A adoção de veículos elétricos foi tão rápida que as montadoras estrangeiras não conseguiram acompanhar, permitindo que marcas chinesas como a BYD conquistassem participação de mercado.

No Ocidente, a experiência da Noruega é instrutiva. Os VEs com bateria saltaram de 20% dos carros novos para 80% em menos de cinco anos, graças a incentivos fiscais. No entanto, a infraestrutura de recarga teve dificuldade para acompanhar o ritmo, apesar do amplo apoio do governo, levando a longas filas nos postos de recarga nas rodovias nos feriados prolongados.

A experiência dos Estados Unidos provavelmente será ainda mais acidentada. A administração Biden anunciou planos de ter 500 mil estações de carregamento públicas até 2030, mas isso está muito longe da China, onde 1,8 milhão já estão em funcionamento e o governo prevê 20 milhões até 2025.

A situação nos Estados Unidos é complicada pelo fato de que a Tesla, que detém mais de 60% de participação no mercado de VEs, opera uma rede de recarga proprietária e até recentemente se recusava a abri-la para outras marcas. Mas isso está começando a mudar. A Volkswagen, que opera a maior rede do país, a Electrify America, tornou-a deliberadamente de acesso aberto.
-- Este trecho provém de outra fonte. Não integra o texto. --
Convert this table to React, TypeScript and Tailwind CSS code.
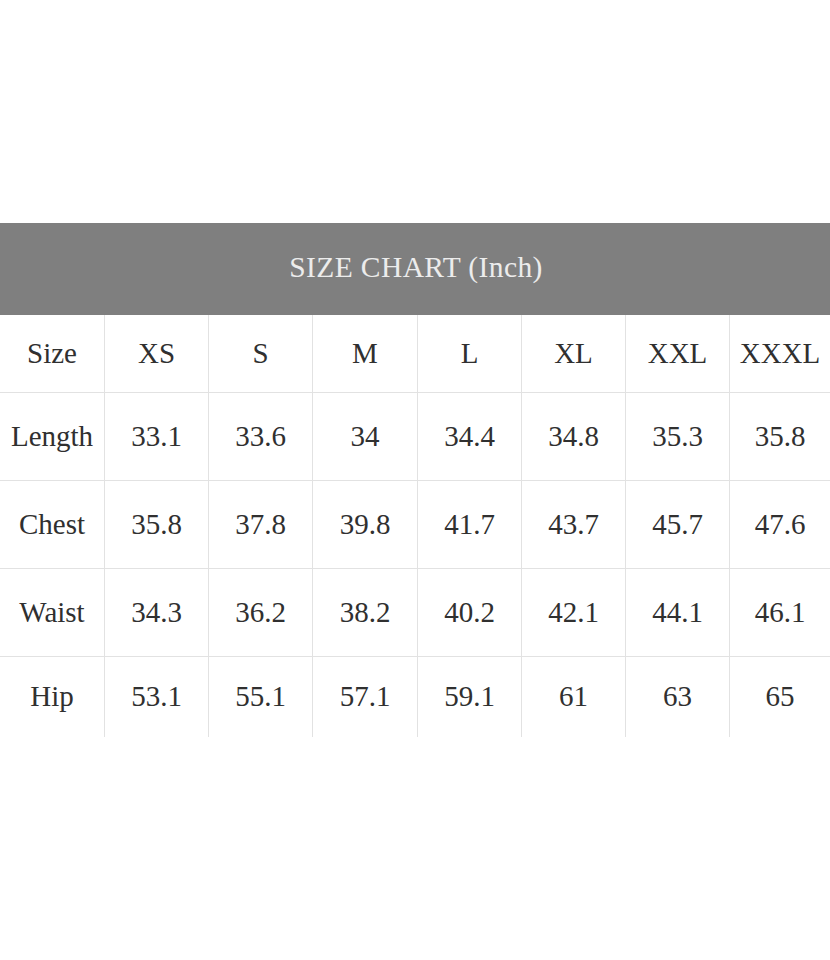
const sizes = ["XS", "S", "M", "L", "XL", "XXL", "XXXL"];

const rows = [
    { label: "Length", values: ["33.1", "33.6", "34", "34.4", "34.8", "35.3", "35.8"], h: "h-[88px]" },
    { label: "Chest", values: ["35.8", "37.8", "39.8", "41.7", "43.7", "45.7", "47.6"], h: "h-[88px]" },
    { label: "Waist", values: ["34.3", "36.2", "38.2", "40.2", "42.1", "44.1", "46.1"], h: "h-[88px]" },
    { label: "Hip", values: ["53.1", "55.1", "57.1", "59.1", "61", "63", "65"], h: "h-[80px]" },
];

const cols = "grid grid-cols-[105px_104px_104px_105px_104px_104px_104px_1fr]";

function Cell({ children, last, bottom, h }: { children: React.ReactNode; last?: boolean; bottom?: boolean; h: string }) {
    return (
        <div
            className={`${h} flex items-center justify-center border-[#e2e2e2] ${last ? "" : "border-r"} ${bottom ? "" : "border-b"}`}
        >
            {children}
        </div>
    );
}

export default function App() {
    return (
        <div className="w-[830px] h-[960px] bg-white pt-[223px] font-['Liberation_Serif',serif] text-[#303030]">
            {/* Title bar */}
            <div className="h-[92px] bg-[#7f7f7f] flex items-center justify-center pb-[4px]">
                <span className="text-[29.5px] text-[#ececec] tracking-[0.4px] pl-[2px]">SIZE CHART (Inch)</span>
            </div>

            {/* Table */}
            <div className={`${cols} text-[29px]`}>
                <Cell h="h-[78px]">Size</Cell>
                {sizes.map((s, i) => (
                    <Cell key={s} h="h-[78px]" last={i === sizes.length - 1}>
                        {s}
                    </Cell>
                ))}
                {rows.map((r, ri) => (
                    <div key={r.label} className="contents">
                        <Cell h={r.h} bottom={ri === rows.length - 1}>
                            {r.label}
                        </Cell>
                        {r.values.map((v, i) => (
                            <Cell key={i} h={r.h} last={i === r.values.length - 1} bottom={ri === rows.length - 1}>
                                {v}
                            </Cell>
                        ))}
                    </div>
                ))}
            </div>
        </div>
    );
}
A Ford anunciou na quinta-feira (25) um acordo que dará a seus veículos acesso a 12 mil Superchargers da Tesla.

O executivo-chefe da Ford, Jim Farley, argumenta que adicionar carregadores reduzirá não apenas o tempo de espera, mas também o custo geral dos veículos elétricos. Os clientes terão mais praticidade com baterias menores e mais baratas que percorrem 320 km, em vez de 640 km como muitos fabricantes estão tentando. "Devemos fazer a menor bateria possível", disse ele.

O encolhimento das baterias também ajudaria a resolver outro problema emergente. Se os padrões atuais se mantiverem, converter apenas a frota dos EUA em VEs exigiria três a quatro vezes mais lítio do que o mundo inteiro produz.

"Você precisa de um aumento de escala de 1.500 vezes na mineração, processamento, fabricação e depois o que você faz com isso no final", diz Keith Czinger, um dos pioneiros em VEs. "Qual é o impacto disso no meio ambiente?"

Até agora, os fornecedores de carga para VEs falharam em resolver o problema de que o processo leva muito mais tempo do que abastecer com gasolina. Ninguém quer ficar preso num estacionamento de shopping por 45 minutos, como eu fiquei no mês passado.

A história sugere que alguém vai aproveitar bem essa oportunidade. O Wall Drug de Dakota do Sul se tornou um destino turístico nacional, ao oferecer água gelada de graça aos viajantes para o Monte Rushmore nos dias anteriores ao ar-condicionado em carros.

A construção do sistema de rodovias interestaduais ajudou a impulsionar a rápida disseminação do McDonald's e seus concorrentes, especialmente depois que eles abriram as janelas "drive-through".

Porém, a nascente indústria de carga elétrica até agora não conseguiu monetizar a crescente demanda. As ações da EVGo e da Chargepoint caíram 80% em relação aos picos de 2021, e a Volta se vendeu para a Shell com uma perda semelhante no início deste ano.

A falta de infraestrutura tem consequências reais. As preocupações com a recarga ajudaram 25% dos primeiros compradores de carros elétricos dos EUA a voltar para o motor de combustão interna, segundo um estudo do governo. A parcela de americanos que dizem que é "muito improvável" comprar um VE está aumentando. Se essa é a onda do futuro, há mar agitado pela frente.